Dave Danielson @ddanielson has a good post on the choices presented by a lot of writing about smartphone use:

The choice of device is not an all or nothing proposition, but is often presented that way. We can choose our own level of engagement with a device, and govern our behavior to use a device as we choose.

This is also useful to think about in the context of the NYT article on Luddite teens shared by Patrick Rhone. In it, the teenagers consider their choice to live without a smartphone—or at least to live with reduced use of a smartphone—in terms of class and wealth.

I could not be more sympathetic to people wanting to eliminate smartphones from their lives. I love videos and posts like these from Terry Grier and Anna Havron on their experience moving to flip phones. I have often considered doing it myself.

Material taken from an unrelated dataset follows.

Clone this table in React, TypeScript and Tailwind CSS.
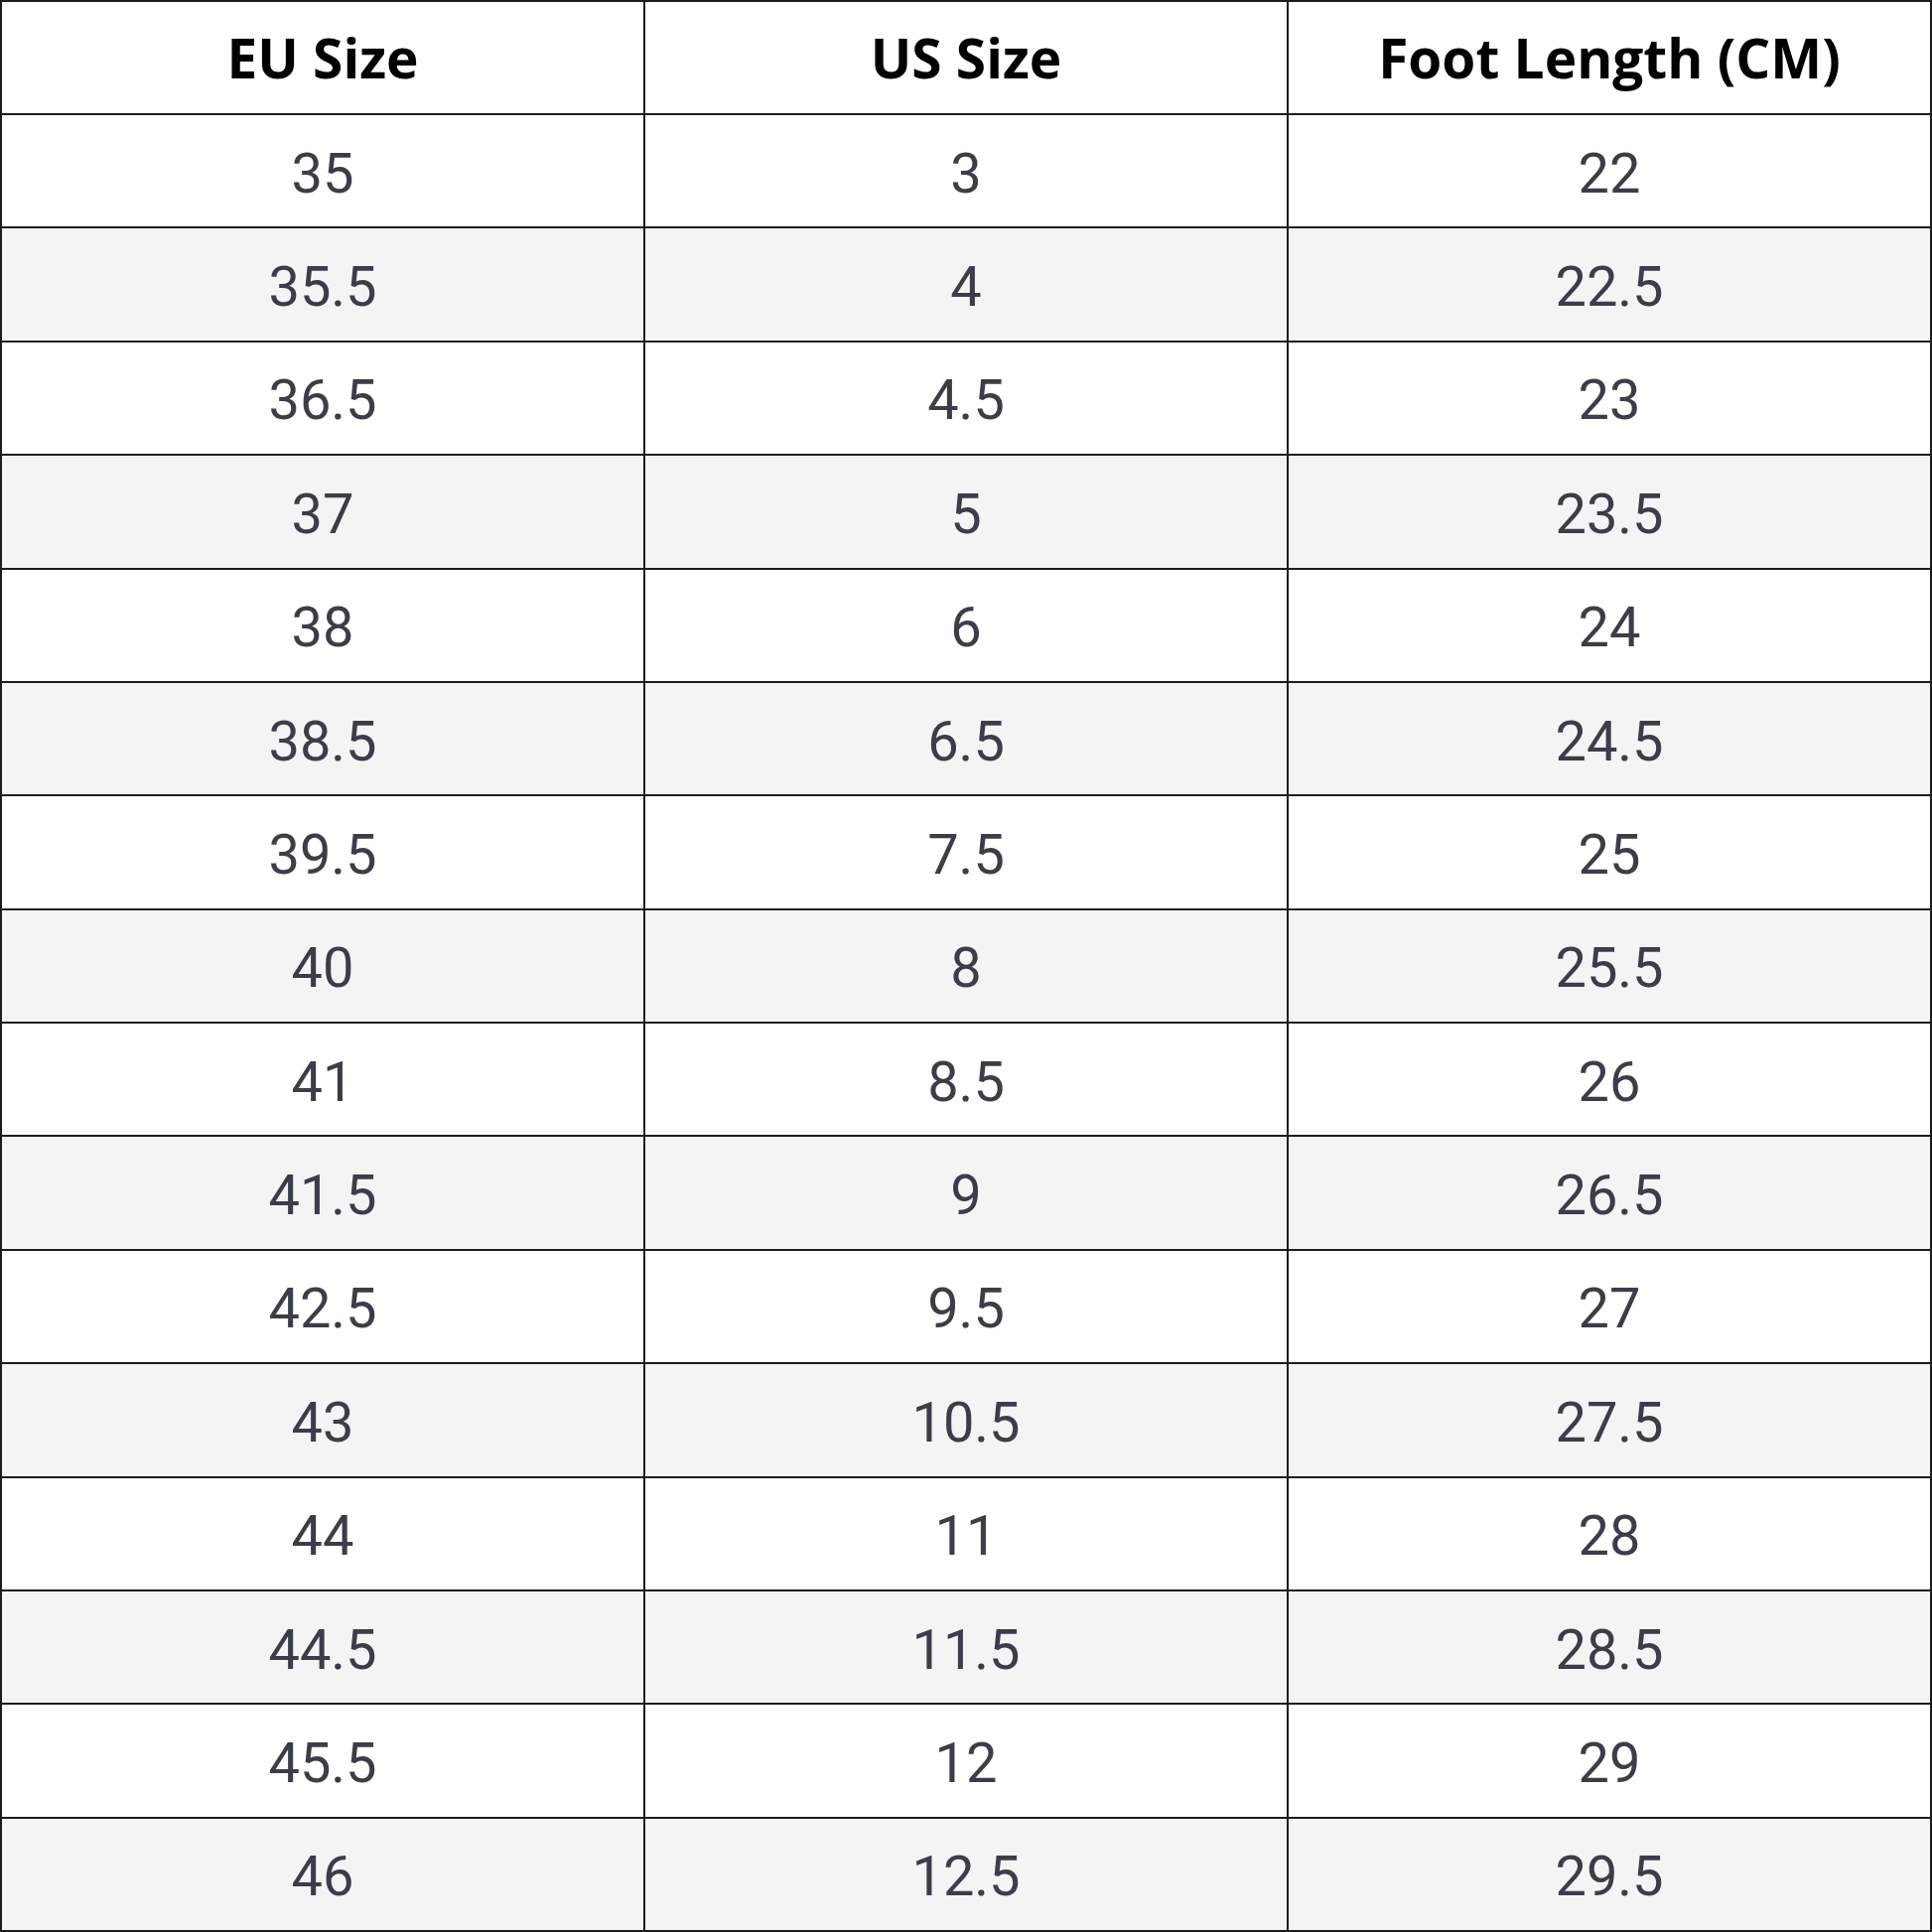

But there are some practical barriers for me. There are certain smartphone apps that make it easier to do my job. I also have a teenager that is a few months from driving on her own and, even though I started driving well before the advent of smartphones and my parents lived through it, I do appreciate the ability to know if she has arrived at her destination. I could go on listing a few smartphone features that feel very important but you get the gist.

This is where binary thinking fails us. (To be clear, I’m not saying anyone who has made the switch to a flip phone is thinking in a binary way. They have made a choice but that does not imply they saw it as a binary choice.) Binary thinking is always dangerous but it feels like a particularly besetting sin of our age, especially here in America. For this reason alone, any choice presented as binary should sound your alarms.

Binary thinking is fundamentalist thinking—achieving the illusion of simplicity by reducing the irreducible complexity of life. If you can find a way to live without a smartphone, no one will admire you more than me. But if you, like me, are in a position where eliminating a smartphone is difficult, that does not mean you should abandon yourself to tapping like some addled rhesus monkey.

Finding a third way is as difficult and complex as the way of abstention. (The only easy way is to give in to the addiction.) Whatever way you find to recover from smartphone addiction, you are part of the necessary healing.